In [None]:
# Install AK_SSL

!pip install AK_SSL

## Vision Part

In [None]:
# import libraries

from AK_SSL.vision import Trainer
import torch
import torchvision

In [None]:
# load pretext dataset

train_unlabeled_dataset = torchvision.datasets.STL10(
    root="../datasets/" + "stl10",
    split="unlabeled",
    transform=torchvision.transforms.ToTensor(),
    download=True,
)

In [None]:
# define backbone and remove the last layer

backbone = torchvision.models.resnet18(weights=None)
feature_size = backbone.fc.in_features
backbone.fc = torch.nn.Identity()

In [None]:
# define Trainer

trainer = Trainer(
    method="barlowtwins",
    backbone=backbone,
    feature_size=feature_size,
    image_size=96,
    save_dir="./save_for_report/",
    checkpoint_interval=50,
    reload_checkpoint=False,
)

In [None]:
# train

trainer.train(
    dataset=train_unlabeled_dataset,
    batch_size=256,
    start_epoch=1,
    epochs=500,
    optimizer="Adam",
    weight_decay=1e-6,
    learning_rate=1e-3,
)

In [None]:
# load evaluate dataset

train_label_dataset = torchvision.datasets.STL10(
    root="../datasets/" + "stl10",
    split="train",
    transform=torchvision.transforms.ToTensor(),
    download=True,
)

test_dataset = torchvision.datasets.STL10(
    root="../datasets/" + "stl10",
    split="test",
    transform=torchvision.transforms.ToTensor(),
    download=True,
)

In [None]:
# evaluate

trainer.evaluate(
    train_dataset=train_label_dataset,
    test_dataset=test_dataset,
    eval_method="linear",
    top_k=1,
    epochs=100,
    optimizer="Adam",
    weight_decay=1e-6,
    learning_rate=1e-3,
    batch_size=256,
    fine_tuning_data_proportion=1,
)

## Multimodal Part

In [None]:
# Download Flicker Dataset form kaggle

!pip install kaggle
!mkdir ~/.kaggle
!kaggle datasets download -d adityajn105/flickr8k
!unzip flickr8k.zip &> /dev/null

In [None]:
# import libraries

import os
import numpy as np
import pandas as pd

In [None]:
# Reading Captions
df = pd.read_csv("captions.txt")
df.head()

# Directory containing the Flickr8k images
image_dir = "Images"

# Get a list of all image files in the directory
image_files = [f for f in os.listdir(image_dir) if f.endswith(".jpg")]

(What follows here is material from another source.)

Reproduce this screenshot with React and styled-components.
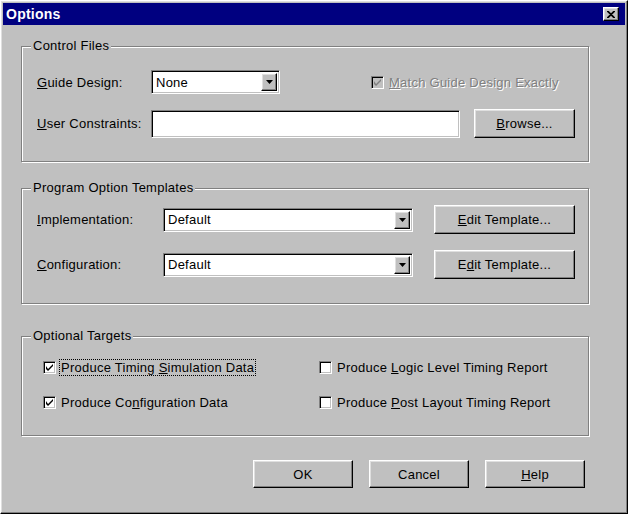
import styled, { createGlobalStyle } from "styled-components"

const Global = createGlobalStyle`
  html, body { margin: 0; padding: 0; background: #c0c0c0; }
  body { font-family: "Liberation Sans", Arial, sans-serif; font-size: 13px; letter-spacing: 0.25px; color: #000; }
`

const sunken = `
  border: 1px solid;
  border-color: #808080 #fff #fff #808080;
  box-shadow: inset 1px 1px #000, inset -1px -1px #c0c0c0;
`
const raised = `
  border: 1px solid;
  border-color: #fff #000 #000 #fff;
  box-shadow: inset -1px -1px #808080, inset 1px 1px #dfdfdf;
`

const Window = styled.div`
  width: 628px;
  height: 514px;
  box-sizing: border-box;
  background: #c0c0c0;
  ${raised}
  padding: 2px;
  display: flex;
  flex-direction: column;
`

const TitleBar = styled.div`
  height: 22px;
  background: #000080;
  color: #fff;
  font-weight: bold;
  font-size: 14px;
  display: flex;
  align-items: center;
  justify-content: space-between;
  padding: 0 6px 0 3px;
`

const CloseBtn = styled.div`
  width: 16px;
  height: 14px;
  box-sizing: border-box;
  background: #c0c0c0;
  ${raised}
  display: flex;
  align-items: center;
  justify-content: center;
`

const Body = styled.div`
  padding: 21px 40px 0 18px;
  display: flex;
  flex-direction: column;
`

const Group = styled.div`
  position: relative;
  height: ${({ h }) => h}px;
  margin-top: ${({ mt }) => mt || 0}px;
  margin-right: -4px;
  box-sizing: border-box;
  border: 1px solid #808080;
  box-shadow: inset 1px 1px #fff, 1px 1px #fff;
  padding: ${({ pt }) => pt}px 13px 0 15px;
  display: flex;
  flex-direction: column;
  gap: ${({ gap }) => gap}px;
`

const Legend = styled.span`
  position: absolute;
  top: -9px;
  left: 9px;
  background: #c0c0c0;
  padding: 0 2px;
`

const Row = styled.div`
  display: flex;
  align-items: center;
  height: ${({ h }) => h}px;
`

const Label = styled.span`
  width: ${({ w }) => w}px;
  flex: none;
  color: ${({ disabled }) => (disabled ? "#808080" : "#000")};
  text-shadow: ${({ disabled }) => (disabled ? "1px 1px #fff" : "none")};
`

const U = styled.span`text-decoration: underline;`

const Combo = styled.div`
  width: ${({ w }) => w}px;
  height: 24px;
  box-sizing: border-box;
  background: #fff;
  ${sunken}
  display: flex;
  align-items: center;
  padding: 2px 2px 2px 4px;
`

const ComboText = styled.span`flex: 1;`

const DropBtn = styled.div`
  width: 16px;
  height: 18px;
  box-sizing: border-box;
  background: #c0c0c0;
  ${raised}
  display: flex;
  align-items: center;
  justify-content: center;
`

const Input = styled.div`
  width: ${({ w }) => w}px;
  height: 28px;
  box-sizing: border-box;
  background: #fff;
  ${sunken}
`

const Button = styled.div`
  width: ${({ w }) => w}px;
  height: ${({ h }) => h || 29}px;
  box-sizing: border-box;
  background: #c0c0c0;
  ${raised}
  display: flex;
  align-items: center;
  justify-content: center;
  margin-left: ${({ ml }) => ml || 0}px;
  flex: none;
`

const Check = styled.div`
  width: 13px;
  height: 13px;
  box-sizing: border-box;
  background: ${({ disabled }) => (disabled ? "#c0c0c0" : "#fff")};
  ${sunken}
  display: flex;
  align-items: center;
  justify-content: center;
  flex: none;
  margin-right: 5px;
`

const CheckItem = styled.div`
  display: flex;
  align-items: center;
  margin-left: ${({ ml }) => ml || 0}px;
`

const Focus = styled.span`
  outline: 1px dotted #000;
  padding: 0 1px;
  margin-left: -1px;
`

const Targets = styled.div`
  display: grid;
  grid-template-columns: 276px auto;
  row-gap: 20px;
  padding-left: 6px;
`

const Footer = styled.div`
  display: flex;
  justify-content: flex-end;
  gap: 16px;
  margin-top: 24px;
`

const Arrow = () => (
  <svg width="7" height="4" viewBox="0 0 7 4"><path d="M0 0h7L3.5 4z" fill="#000" /></svg>
)

const Tick = ({ color = "#000" }) => (
  <svg width="7" height="7" viewBox="0 0 7 7">
    <path d="M0 2v3l2 2 5-5V0L2 5z" fill={color} />
  </svg>
)

const CheckBox = ({ checked, disabled }) => (
  <Check disabled={disabled}>{checked && <Tick color={disabled ? "#808080" : "#000"} />}</Check>
)

export default function App() {
  return (
    <>
      <Global />
      <Window>
        <TitleBar>
          <span>Options</span>
          <CloseBtn>
            <svg width="8" height="7" viewBox="0 0 8 7">
              <path d="M0 0L7 7M1 0L8 7M7 0L0 7M8 0L1 7" stroke="#000" strokeWidth="1.1" />
            </svg>
          </CloseBtn>
        </TitleBar>
        <Body>
          <Group h={116} pt={23} gap={15}>
            <Legend>Control Files</Legend>
            <Row h={24}>
              <Label w={114}><U>G</U>uide Design:</Label>
              <Combo w={129}><ComboText>None</ComboText><DropBtn><Arrow /></DropBtn></Combo>
              <CheckItem ml={91}>
                <CheckBox checked disabled />
                <Label disabled><U>M</U>atch Guide Design Exactly</Label>
              </CheckItem>
            </Row>
            <Row h={29}>
              <Label w={114}><U>U</U>ser Constraints:</Label>
              <Input w={309} />
              <Button w={101} ml={14}><span><U>B</U>rowse...</span></Button>
            </Row>
          </Group>

          <Group h={116} mt={26} pt={16} gap={16}>
            <Legend>Program Option Templates</Legend>
            <Row h={29}>
              <Label w={126}><U>I</U>mplementation:</Label>
              <Combo w={250}><ComboText>Default</ComboText><DropBtn><Arrow /></DropBtn></Combo>
              <Button w={141} ml={21}><span><U>E</U>dit Template...</span></Button>
            </Row>
            <Row h={29}>
              <Label w={126}><U>C</U>onfiguration:</Label>
              <Combo w={250}><ComboText>Default</ComboText><DropBtn><Arrow /></DropBtn></Combo>
              <Button w={141} ml={21}><span>E<U>d</U>it Template...</span></Button>
            </Row>
          </Group>

          <Group h={100} mt={32} pt={23} gap={0}>
            <Legend>Optional Targets</Legend>
            <Targets>
              <CheckItem><CheckBox checked /><Focus>Produce Timing <U>S</U>imulation Data</Focus></CheckItem>
              <CheckItem><CheckBox /><span>Produce <U>L</U>ogic Level Timing Report</span></CheckItem>
              <CheckItem><CheckBox checked /><span>Produce Co<U>n</U>figuration Data</span></CheckItem>
              <CheckItem><CheckBox /><span>Produce <U>P</U>ost Layout Timing Report</span></CheckItem>
            </Targets>
          </Group>

          <Footer>
            <Button w={100} h={28}>OK</Button>
            <Button w={100} h={28}>Cancel</Button>
            <Button w={100} h={28}><span><U>H</U>elp</span></Button>
          </Footer>
        </Body>
      </Window>
    </>
  )
}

# Randomly select 10 image files
selected_images = np.random.choice(image_files, size=10, replace=False)

# Print the names of the selected images
print("Selected images:")
for image_file in selected_images:
    print(image_file)

captions_for_selected_images = []
for image_file in selected_images:
    caption = np.random.choice(df[df["image"] == image_file]["caption"])
    captions_for_selected_images.append(caption)

print("---------------------------------------")
print("Captions for selected images:")
for caption in captions_for_selected_images:
    print(caption)

In [None]:
# load bert tokenizer from huggingface

from transformers import BertTokenizer

tokenizer = BertTokenizer.from_pretrained("bert-base-uncased")

In [None]:
# Prepare the dataset for the Trainer function

from AK_SSL.multimodal.models.utils.clip import CustomClipDataset, get_image_transform

img_transforms = get_image_transform()

dataset = CustomClipDataset(
    image_files, captions_for_selected_images, tokenizer, img_transforms
)

In [None]:
# load DistilBertModel for text encoder and resnet18 for image encoder

from transformers import DistilBertModel


txt_encoder = DistilBertModel.from_pretrained("distilbert-base-uncased")

img_encoder = torchvision.models.resnet18(pretrained=True)

In [None]:
# Define the Trainer

from AK_SSL.multimodal import Trainer

trainer = Trainer(
    method="CLIP",
    image_encoder=img_encoder,
    text_encoder=txt_encoder,
    mixed_precision_training=True,
    save_dir="./save_for_report/",
    checkpoint_interval=50,
    reload_checkpoint=False,
    verbose=True,
    image_feature_dim=0,
    text_feature_dim=768,
    embed_dim=256,
    init_tau=np.log(1.0),
    init_bias=0.0,
    use_siglip=False,
)

In [None]:
# Train the model

trainer.train(
    train_dataset=dataset,
    batch_size=256,
    start_epoch=1,
    epochs=100,
    optimizer="Adam",
    weight_decay=1e-6,
    learning_rate=1e-3,
)